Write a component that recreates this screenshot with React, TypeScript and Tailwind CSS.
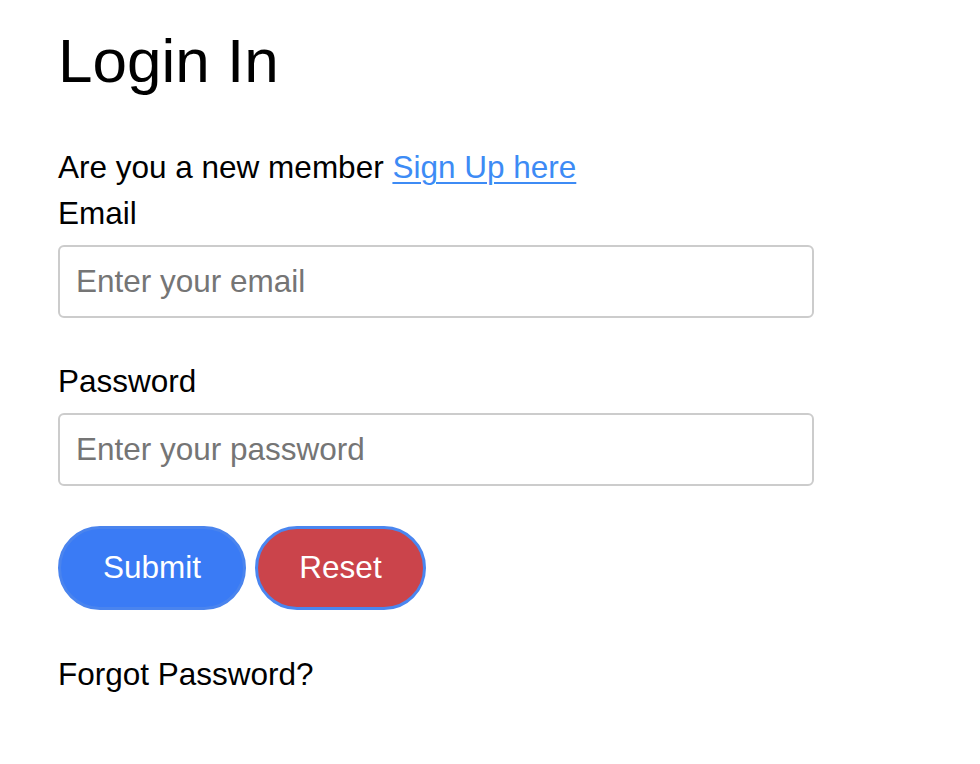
import React from "react";

export default function App() {
  return (
    <div
      className="min-h-[764px] w-[980px] bg-white pl-[58px] pt-[26px] text-black"
      style={{ fontFamily: '"Liberation Sans", Arial, Helvetica, sans-serif' }}
    >
      <h1 className="m-0 text-[62px] leading-[70px] font-normal">Login In</h1>
      <p className="mt-[48px] text-[31.5px] leading-[46px]">
        Are you a new member{" "}
        <a href="#" className="text-[#3d8bf5] underline underline-offset-[4px] decoration-[2px]">
          Sign Up here
        </a>
      </p>
      <label className="block text-[31.5px] leading-[46px]">Email</label>
      <input
        type="email"
        placeholder="Enter your email"
        className="mt-[9px] block h-[73px] w-[756px] rounded-[6px] border-2 border-[#cccccc] px-[16px] text-[31.5px] text-black placeholder:text-[#757575] outline-none"
      />
      <label className="mt-[40px] block text-[31.5px] leading-[46px]">Password</label>
      <input
        type="password"
        placeholder="Enter your password"
        className="mt-[9px] block h-[73px] w-[756px] rounded-[6px] border-2 border-[#cccccc] px-[16px] text-[31.5px] text-black placeholder:text-[#757575] outline-none"
      />
      <div className="mt-[40px] flex gap-[9px]">
        <button className="flex h-[84px] w-[188px] items-center justify-center rounded-full border-[3px] border-[#4a84ee] bg-[#3a7bf5] text-[31.5px] text-white">
          Submit
        </button>
        <button className="flex h-[84px] w-[171px] items-center justify-center rounded-full border-[3px] border-[#4a86f0] bg-[#cb444b] text-[31.5px] text-white">
          Reset
        </button>
      </div>
      <p className="mt-[41px] text-[31.5px] leading-[46px]">Forgot Password?</p>
    </div>
  );
}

_Task goal_: Quote every line word for word and keep the images out of the copy.

_Solution to this task_:
Write a component that recreates this screenshot with React, TypeScript and Tailwind CSS.
import React from "react";

export default function App() {
  return (
    <div
      className="min-h-[764px] w-[980px] bg-white pl-[58px] pt-[26px] text-black"
      style={{ fontFamily: '"Liberation Sans", Arial, Helvetica, sans-serif' }}
    >
      <h1 className="m-0 text-[62px] leading-[70px] font-normal">Login In</h1>
      <p className="mt-[48px] text-[31.5px] leading-[46px]">
        Are you a new member{" "}
        <a href="#" className="text-[#3d8bf5] underline underline-offset-[4px] decoration-[2px]">
          Sign Up here
        </a>
      </p>
      <label className="block text-[31.5px] leading-[46px]">Email</label>
      <input
        type="email"
        placeholder="Enter your email"
        className="mt-[9px] block h-[73px] w-[756px] rounded-[6px] border-2 border-[#cccccc] px-[16px] text-[31.5px] text-black placeholder:text-[#757575] outline-none"
      />
      <label className="mt-[40px] block text-[31.5px] leading-[46px]">Password</label>
      <input
        type="password"
        placeholder="Enter your password"
        className="mt-[9px] block h-[73px] w-[756px] rounded-[6px] border-2 border-[#cccccc] px-[16px] text-[31.5px] text-black placeholder:text-[#757575] outline-none"
      />
      <div className="mt-[40px] flex gap-[9px]">
        <button className="flex h-[84px] w-[188px] items-center justify-center rounded-full border-[3px] border-[#4a84ee] bg-[#3a7bf5] text-[31.5px] text-white">
          Submit
        </button>
        <button className="flex h-[84px] w-[171px] items-center justify-center rounded-full border-[3px] border-[#4a86f0] bg-[#cb444b] text-[31.5px] text-white">
          Reset
        </button>
      </div>
      <p className="mt-[41px] text-[31.5px] leading-[46px]">Forgot Password?</p>
    </div>
  );
}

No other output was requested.